## Front-end source files
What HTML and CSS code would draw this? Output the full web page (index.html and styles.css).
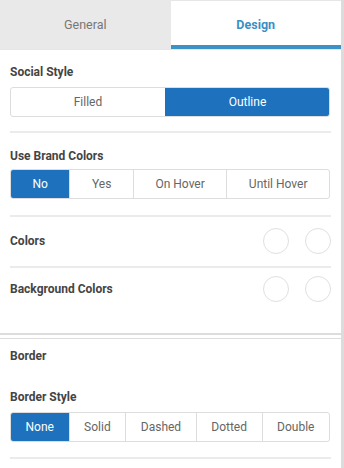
FILE: index.html
```html
<!DOCTYPE html>
<html>
<head>
<meta charset="utf-8">
<link rel="stylesheet" href="styles.css">
</head>
<body>
<div class="app">
  <div class="panel">
    <div class="tabs">
      <div class="tab">General</div>
      <div class="tab active">Design</div>
    </div>
    <div class="card">
      <div class="section s1">
        <div class="label">Social Style</div>
        <div class="group">
          <div class="seg">Filled</div>
          <div class="seg on">Outline</div>
        </div>
      </div>
      <div class="section s2">
        <div class="label">Use Brand Colors</div>
        <div class="group">
          <div class="seg on">No</div>
          <div class="seg">Yes</div>
          <div class="seg">On Hover</div>
          <div class="seg">Until Hover</div>
        </div>
      </div>
      <div class="section row s3">
        <div class="label">Colors</div>
        <div class="swatches"><span class="swatch"></span><span class="swatch"></span></div>
      </div>
      <div class="section row s4">
        <div class="label">Background Colors</div>
        <div class="swatches"><span class="swatch"></span><span class="swatch"></span></div>
      </div>
    </div>
    <div class="card card2">
      <div class="section s5">
        <div class="label">Border</div>
      </div>
      <div class="section s6">
        <div class="label">Border Style</div>
        <div class="group">
          <div class="seg on">None</div>
          <div class="seg">Solid</div>
          <div class="seg">Dashed</div>
          <div class="seg">Dotted</div>
          <div class="seg">Double</div>
        </div>
      </div>
    </div>
  </div>
  <div class="scrollbar"></div>
</div>
</body>
</html>
```

FILE: styles.css
```css
html, body {
  margin: 0;
  padding: 0;
  background: #ffffff;
  font-family: Roboto, "Liberation Sans", Arial, sans-serif;
  overflow: hidden;
}
.app {
  display: flex;
  width: 344px;
  height: 468px;
}
.panel {
  width: 341px;
  flex: none;
  display: flex;
  flex-direction: column;
}
.scrollbar {
  flex: 1;
  background: #dcdcdc;
}
.tabs {
  display: flex;
  height: 50px;
  border-bottom: 1px solid #e6e6e6;
  box-sizing: border-box;
}
.tab {
  flex: 1;
  display: flex;
  align-items: center;
  justify-content: center;
  font-size: 12.5px;
  color: #777777;
  background: #e9e9e9;
  box-sizing: border-box;
}
.tab.active {
  background: #ffffff;
  color: #3a8fc7;
  font-weight: 700;
  border-top: 1px solid #e6e6e6;
  border-bottom: 4px solid #3d91c6;
  padding-top: 3px;
}
.card {
  padding: 0 10px;
  border-bottom: 2px solid #dddddd;
}
.card2 {
  margin-top: 3px;
  border-top: 1px solid #dddddd;
  border-bottom: none;
}
.section {
  border-bottom: 2px solid #ebebeb;
}
.label {
  font-size: 12px;
  line-height: 16px;
  font-weight: 700;
  color: #444444;
}
.s1 { padding: 14px 0 14px; }
.s2 { padding: 15px 0 16px; }
.s3 { padding: 11px 0 12px; }
.s4 { padding: 8px 0 31px; border-bottom: none; }
.s5 { padding: 9px 0 0; border-bottom: none; }
.s6 { padding: 25px 0 15px; }
.s1 .label, .s6 .label { margin-bottom: 7px; }
.s2 .label { margin-bottom: 5px; }
.group {
  display: flex;
  width: 320px;
  height: 30px;
  border: 1px solid #dddddd;
  border-radius: 3px;
  box-sizing: border-box;
  overflow: hidden;
}
.seg {
  flex: 1 1 auto;
  display: flex;
  align-items: center;
  justify-content: center;
  font-size: 12px;
  color: #666666;
  border-left: 1px solid #dddddd;
}
.seg:first-child {
  border-left: none;
}
.seg.on {
  background: #1e72bd;
  color: #ffffff;
  border-left-color: #1e72bd;
}
.row {
  display: flex;
  align-items: center;
  justify-content: space-between;
}
.swatches {
  display: flex;
  gap: 16px;
}
.swatch {
  width: 26px;
  height: 26px;
  border-radius: 50%;
  border: 1px solid #e0e0e0;
  box-sizing: border-box;
}
```
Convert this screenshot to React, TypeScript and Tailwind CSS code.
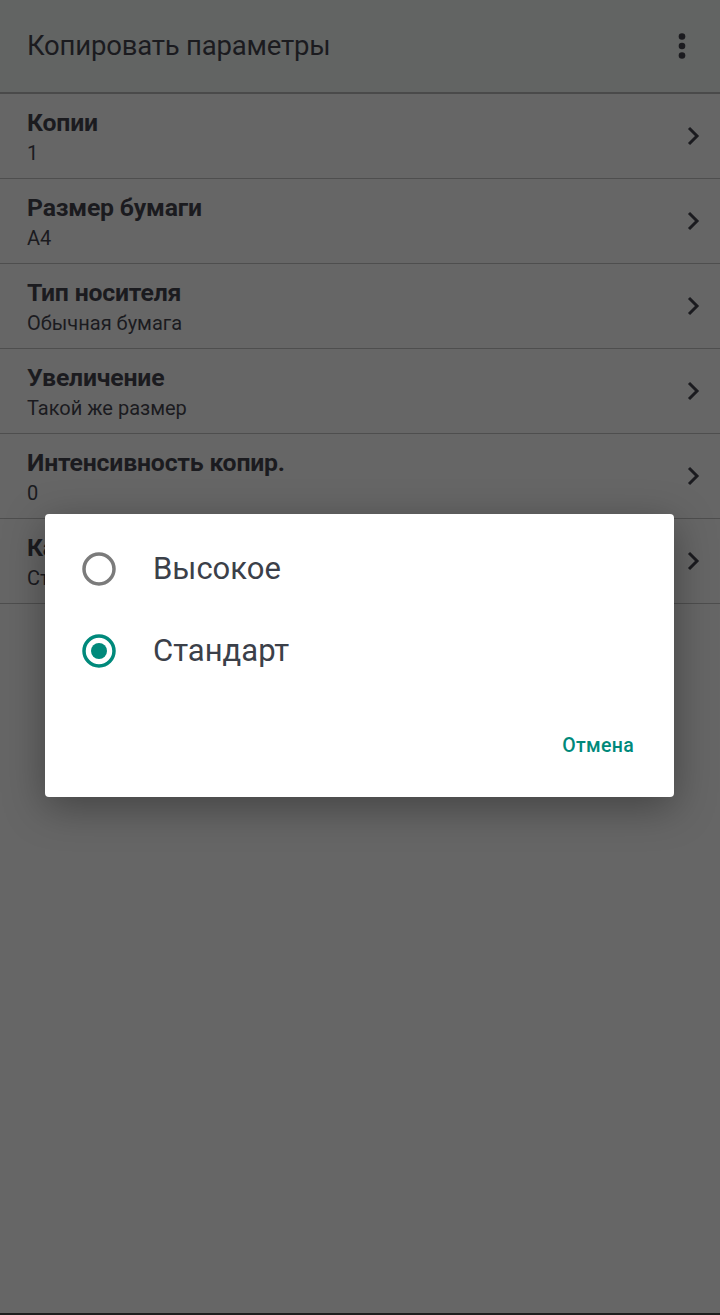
const rows = [
  { title: "Копии", value: "1" },
  { title: "Размер бумаги", value: "A4" },
  { title: "Тип носителя", value: "Обычная бумага" },
  { title: "Увеличение", value: "Такой же размер" },
  { title: "Интенсивность копир.", value: "0" },
  { title: "Качество копирования", value: "Стандарт" },
];

const options = [
  { label: "Высокое", checked: false },
  { label: "Стандарт", checked: true },
];

function Chevron() {
  return (
    <svg width="14" height="22" viewBox="0 0 14 22" fill="none">
      <path d="M3 3l8 8-8 8" stroke="#1b1b1f" strokeWidth="3" />
    </svg>
  );
}

function Radio({ checked }: { checked: boolean }) {
  return (
    <svg width="36" height="36" viewBox="0 0 36 36">
      <circle
        cx="18"
        cy="18"
        r="15"
        fill="none"
        stroke={checked ? "#00897b" : "#7b7b7b"}
        strokeWidth="3.5"
      />
      {checked && <circle cx="18" cy="18" r="8" fill="#00897b" />}
    </svg>
  );
}

export default function App() {
  return (
    <div
      className="relative w-[720px] h-[1315px] overflow-hidden bg-[#666666] text-[#1b1b1f]"
      style={{ fontFamily: "Roboto, 'Noto Sans', sans-serif" }}>
      <div className="h-[92px] bg-[#626463] flex items-center justify-between pl-[27px] pr-[34px]">
        <h1 className="text-[27.5px] tracking-[-0.2px] text-[#1b1b1f]">
          Копировать параметры
        </h1>
        <svg width="8" height="26" viewBox="0 0 8 26">
          <circle cx="4" cy="3.5" r="3.3" fill="#1b1b1f" />
          <circle cx="4" cy="13" r="3.3" fill="#1b1b1f" />
          <circle cx="4" cy="22.5" r="3.3" fill="#1b1b1f" />
        </svg>
      </div>
      <div className="h-[2px] bg-[#4a4a4a]" />

      <ul>
        {rows.map((row) => (
          <li
            key={row.title}
            className="h-[85px] border-b border-[#4e4e4e] flex items-center justify-between pl-[27px] pr-[20px]">
            <div className="flex flex-col pt-[4px]">
              <span className="text-[24.8px] font-bold leading-[30px] tracking-[-0.2px]">
                {row.title}
              </span>
              <span className="text-[20px] leading-[31px]">{row.value}</span>
            </div>
            <Chevron />
          </li>
        ))}
      </ul>

      <div className="absolute bottom-0 left-0 right-0 h-[2px] bg-[#1e1e1e]" />

      <div className="absolute left-[45px] top-[514px] w-[629px] h-[283px] bg-white rounded-[4px] shadow-[0_10px_40px_rgba(0,0,0,0.35)] flex flex-col">
        <div className="pt-[14px]">
          {options.map((opt) => (
            <div key={opt.label} className="h-[82px] flex items-center pl-[36px]">
              <Radio checked={opt.checked} />
              <span className="ml-[36px] text-[31px] text-[#3b4049]">
                {opt.label}
              </span>
            </div>
          ))}
        </div>
        <div className="flex justify-end pr-[40px] mt-[39px]">
          <span className="text-[19.5px] font-medium text-[#00897b] tracking-[0.3px]">
            Отмена
          </span>
        </div>
      </div>
    </div>
  );
}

## INSTRUCTION
Copy all the records above exactly, but leave out the pictures.

## EXPECTED ANSWER
What HTML and CSS code would draw this? Output the full web page (index.html and styles.css).
FILE: index.html
```html
<!DOCTYPE html>
<html>
<head>
<meta charset="utf-8">
<link rel="stylesheet" href="styles.css">
</head>
<body>
<div class="app">
  <div class="panel">
    <div class="tabs">
      <div class="tab">General</div>
      <div class="tab active">Design</div>
    </div>
    <div class="card">
      <div class="section s1">
        <div class="label">Social Style</div>
        <div class="group">
          <div class="seg">Filled</div>
          <div class="seg on">Outline</div>
        </div>
      </div>
      <div class="section s2">
        <div class="label">Use Brand Colors</div>
        <div class="group">
          <div class="seg on">No</div>
          <div class="seg">Yes</div>
          <div class="seg">On Hover</div>
          <div class="seg">Until Hover</div>
        </div>
      </div>
      <div class="section row s3">
        <div class="label">Colors</div>
        <div class="swatches"><span class="swatch"></span><span class="swatch"></span></div>
      </div>
      <div class="section row s4">
        <div class="label">Background Colors</div>
        <div class="swatches"><span class="swatch"></span><span class="swatch"></span></div>
      </div>
    </div>
    <div class="card card2">
      <div class="section s5">
        <div class="label">Border</div>
      </div>
      <div class="section s6">
        <div class="label">Border Style</div>
        <div class="group">
          <div class="seg on">None</div>
          <div class="seg">Solid</div>
          <div class="seg">Dashed</div>
          <div class="seg">Dotted</div>
          <div class="seg">Double</div>
        </div>
      </div>
    </div>
  </div>
  <div class="scrollbar"></div>
</div>
</body>
</html>
```

FILE: styles.css
```css
html, body {
  margin: 0;
  padding: 0;
  background: #ffffff;
  font-family: Roboto, "Liberation Sans", Arial, sans-serif;
  overflow: hidden;
}
.app {
  display: flex;
  width: 344px;
  height: 468px;
}
.panel {
  width: 341px;
  flex: none;
  display: flex;
  flex-direction: column;
}
.scrollbar {
  flex: 1;
  background: #dcdcdc;
}
.tabs {
  display: flex;
  height: 50px;
  border-bottom: 1px solid #e6e6e6;
  box-sizing: border-box;
}
.tab {
  flex: 1;
  display: flex;
  align-items: center;
  justify-content: center;
  font-size: 12.5px;
  color: #777777;
  background: #e9e9e9;
  box-sizing: border-box;
}
.tab.active {
  background: #ffffff;
  color: #3a8fc7;
  font-weight: 700;
  border-top: 1px solid #e6e6e6;
  border-bottom: 4px solid #3d91c6;
  padding-top: 3px;
}
.card {
  padding: 0 10px;
  border-bottom: 2px solid #dddddd;
}
.card2 {
  margin-top: 3px;
  border-top: 1px solid #dddddd;
  border-bottom: none;
}
.section {
  border-bottom: 2px solid #ebebeb;
}
.label {
  font-size: 12px;
  line-height: 16px;
  font-weight: 700;
  color: #444444;
}
.s1 { padding: 14px 0 14px; }
.s2 { padding: 15px 0 16px; }
.s3 { padding: 11px 0 12px; }
.s4 { padding: 8px 0 31px; border-bottom: none; }
.s5 { padding: 9px 0 0; border-bottom: none; }
.s6 { padding: 25px 0 15px; }
.s1 .label, .s6 .label { margin-bottom: 7px; }
.s2 .label { margin-bottom: 5px; }
.group {
  display: flex;
  width: 320px;
  height: 30px;
  border: 1px solid #dddddd;
  border-radius: 3px;
  box-sizing: border-box;
  overflow: hidden;
}
.seg {
  flex: 1 1 auto;
  display: flex;
  align-items: center;
  justify-content: center;
  font-size: 12px;
  color: #666666;
  border-left: 1px solid #dddddd;
}
.seg:first-child {
  border-left: none;
}
.seg.on {
  background: #1e72bd;
  color: #ffffff;
  border-left-color: #1e72bd;
}
.row {
  display: flex;
  align-items: center;
  justify-content: space-between;
}
.swatches {
  display: flex;
  gap: 16px;
}
.swatch {
  width: 26px;
  height: 26px;
  border-radius: 50%;
  border: 1px solid #e0e0e0;
  box-sizing: border-box;
}
```
Convert this screenshot to React, TypeScript and Tailwind CSS code.
const rows = [
  { title: "Копии", value: "1" },
  { title: "Размер бумаги", value: "A4" },
  { title: "Тип носителя", value: "Обычная бумага" },
  { title: "Увеличение", value: "Такой же размер" },
  { title: "Интенсивность копир.", value: "0" },
  { title: "Качество копирования", value: "Стандарт" },
];

const options = [
  { label: "Высокое", checked: false },
  { label: "Стандарт", checked: true },
];

function Chevron() {
  return (
    <svg width="14" height="22" viewBox="0 0 14 22" fill="none">
      <path d="M3 3l8 8-8 8" stroke="#1b1b1f" strokeWidth="3" />
    </svg>
  );
}

function Radio({ checked }: { checked: boolean }) {
  return (
    <svg width="36" height="36" viewBox="0 0 36 36">
      <circle
        cx="18"
        cy="18"
        r="15"
        fill="none"
        stroke={checked ? "#00897b" : "#7b7b7b"}
        strokeWidth="3.5"
      />
      {checked && <circle cx="18" cy="18" r="8" fill="#00897b" />}
    </svg>
  );
}

export default function App() {
  return (
    <div
      className="relative w-[720px] h-[1315px] overflow-hidden bg-[#666666] text-[#1b1b1f]"
      style={{ fontFamily: "Roboto, 'Noto Sans', sans-serif" }}>
      <div className="h-[92px] bg-[#626463] flex items-center justify-between pl-[27px] pr-[34px]">
        <h1 className="text-[27.5px] tracking-[-0.2px] text-[#1b1b1f]">
          Копировать параметры
        </h1>
        <svg width="8" height="26" viewBox="0 0 8 26">
          <circle cx="4" cy="3.5" r="3.3" fill="#1b1b1f" />
          <circle cx="4" cy="13" r="3.3" fill="#1b1b1f" />
          <circle cx="4" cy="22.5" r="3.3" fill="#1b1b1f" />
        </svg>
      </div>
      <div className="h-[2px] bg-[#4a4a4a]" />

      <ul>
        {rows.map((row) => (
          <li
            key={row.title}
            className="h-[85px] border-b border-[#4e4e4e] flex items-center justify-between pl-[27px] pr-[20px]">
            <div className="flex flex-col pt-[4px]">
              <span className="text-[24.8px] font-bold leading-[30px] tracking-[-0.2px]">
                {row.title}
              </span>
              <span className="text-[20px] leading-[31px]">{row.value}</span>
            </div>
            <Chevron />
          </li>
        ))}
      </ul>

      <div className="absolute bottom-0 left-0 right-0 h-[2px] bg-[#1e1e1e]" />

      <div className="absolute left-[45px] top-[514px] w-[629px] h-[283px] bg-white rounded-[4px] shadow-[0_10px_40px_rgba(0,0,0,0.35)] flex flex-col">
        <div className="pt-[14px]">
          {options.map((opt) => (
            <div key={opt.label} className="h-[82px] flex items-center pl-[36px]">
              <Radio checked={opt.checked} />
              <span className="ml-[36px] text-[31px] text-[#3b4049]">
                {opt.label}
              </span>
            </div>
          ))}
        </div>
        <div className="flex justify-end pr-[40px] mt-[39px]">
          <span className="text-[19.5px] font-medium text-[#00897b] tracking-[0.3px]">
            Отмена
          </span>
        </div>
      </div>
    </div>
  );
}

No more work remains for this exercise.